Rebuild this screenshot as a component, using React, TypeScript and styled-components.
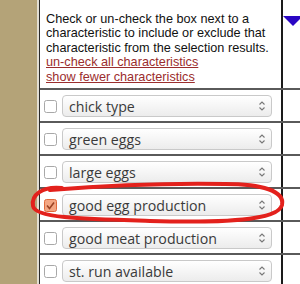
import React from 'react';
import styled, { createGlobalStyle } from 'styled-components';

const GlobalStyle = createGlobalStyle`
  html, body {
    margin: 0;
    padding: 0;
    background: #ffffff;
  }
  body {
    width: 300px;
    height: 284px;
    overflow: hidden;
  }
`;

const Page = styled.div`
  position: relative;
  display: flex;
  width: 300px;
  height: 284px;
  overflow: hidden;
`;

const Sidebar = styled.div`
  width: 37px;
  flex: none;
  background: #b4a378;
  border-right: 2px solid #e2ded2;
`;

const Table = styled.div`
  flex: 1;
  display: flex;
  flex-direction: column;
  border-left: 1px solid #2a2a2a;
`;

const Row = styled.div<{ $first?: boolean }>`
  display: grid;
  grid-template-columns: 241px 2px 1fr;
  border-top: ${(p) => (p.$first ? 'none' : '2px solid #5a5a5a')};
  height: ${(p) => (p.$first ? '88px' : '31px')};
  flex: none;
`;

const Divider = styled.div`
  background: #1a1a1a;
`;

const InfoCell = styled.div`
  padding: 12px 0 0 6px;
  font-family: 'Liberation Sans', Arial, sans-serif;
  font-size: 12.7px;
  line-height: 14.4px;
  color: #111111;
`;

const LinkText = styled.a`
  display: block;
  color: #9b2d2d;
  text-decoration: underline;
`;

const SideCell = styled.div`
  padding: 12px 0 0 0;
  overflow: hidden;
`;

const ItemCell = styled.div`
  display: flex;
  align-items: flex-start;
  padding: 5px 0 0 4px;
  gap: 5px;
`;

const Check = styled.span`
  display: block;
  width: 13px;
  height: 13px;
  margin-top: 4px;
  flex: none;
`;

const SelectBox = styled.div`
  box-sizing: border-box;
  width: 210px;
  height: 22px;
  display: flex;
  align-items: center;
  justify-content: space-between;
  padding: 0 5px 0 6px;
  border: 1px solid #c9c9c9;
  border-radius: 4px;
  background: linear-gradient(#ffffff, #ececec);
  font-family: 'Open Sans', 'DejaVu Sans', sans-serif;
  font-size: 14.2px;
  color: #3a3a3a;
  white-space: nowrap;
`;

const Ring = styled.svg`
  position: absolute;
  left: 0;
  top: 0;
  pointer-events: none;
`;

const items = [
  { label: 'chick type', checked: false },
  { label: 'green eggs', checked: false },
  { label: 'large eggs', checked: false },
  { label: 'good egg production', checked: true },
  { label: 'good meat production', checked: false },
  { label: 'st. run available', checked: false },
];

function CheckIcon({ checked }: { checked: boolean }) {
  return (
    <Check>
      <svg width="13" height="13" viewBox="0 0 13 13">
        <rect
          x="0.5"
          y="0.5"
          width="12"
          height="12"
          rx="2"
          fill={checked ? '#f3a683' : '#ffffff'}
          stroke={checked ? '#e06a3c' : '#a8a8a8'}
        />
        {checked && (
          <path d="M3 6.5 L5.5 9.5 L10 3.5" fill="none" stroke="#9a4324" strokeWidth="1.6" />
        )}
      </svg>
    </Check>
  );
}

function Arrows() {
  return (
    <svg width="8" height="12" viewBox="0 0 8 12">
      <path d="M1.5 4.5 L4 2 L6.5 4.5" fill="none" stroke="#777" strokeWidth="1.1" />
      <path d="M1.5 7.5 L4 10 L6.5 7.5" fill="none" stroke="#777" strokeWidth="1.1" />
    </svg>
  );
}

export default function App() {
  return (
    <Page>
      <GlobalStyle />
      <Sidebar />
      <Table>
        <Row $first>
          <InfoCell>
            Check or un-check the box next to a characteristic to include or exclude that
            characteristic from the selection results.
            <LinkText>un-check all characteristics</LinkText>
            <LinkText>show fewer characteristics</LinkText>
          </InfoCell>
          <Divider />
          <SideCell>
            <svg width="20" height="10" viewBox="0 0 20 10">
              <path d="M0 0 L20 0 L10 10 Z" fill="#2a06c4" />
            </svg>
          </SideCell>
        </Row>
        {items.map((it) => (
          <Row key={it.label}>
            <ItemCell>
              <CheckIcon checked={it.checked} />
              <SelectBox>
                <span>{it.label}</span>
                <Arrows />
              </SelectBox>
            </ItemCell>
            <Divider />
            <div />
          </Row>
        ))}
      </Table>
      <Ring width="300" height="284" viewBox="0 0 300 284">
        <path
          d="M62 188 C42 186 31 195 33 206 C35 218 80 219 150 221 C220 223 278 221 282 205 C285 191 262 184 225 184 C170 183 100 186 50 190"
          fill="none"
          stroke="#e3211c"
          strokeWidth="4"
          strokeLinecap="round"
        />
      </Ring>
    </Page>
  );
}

* [Exercise requirements]: Identify all lines where the word "components" shows up. Copy them.

* [Finished task]:
Rebuild this screenshot as a component, using React, TypeScript and styled-components.
import styled, { createGlobalStyle } from 'styled-components';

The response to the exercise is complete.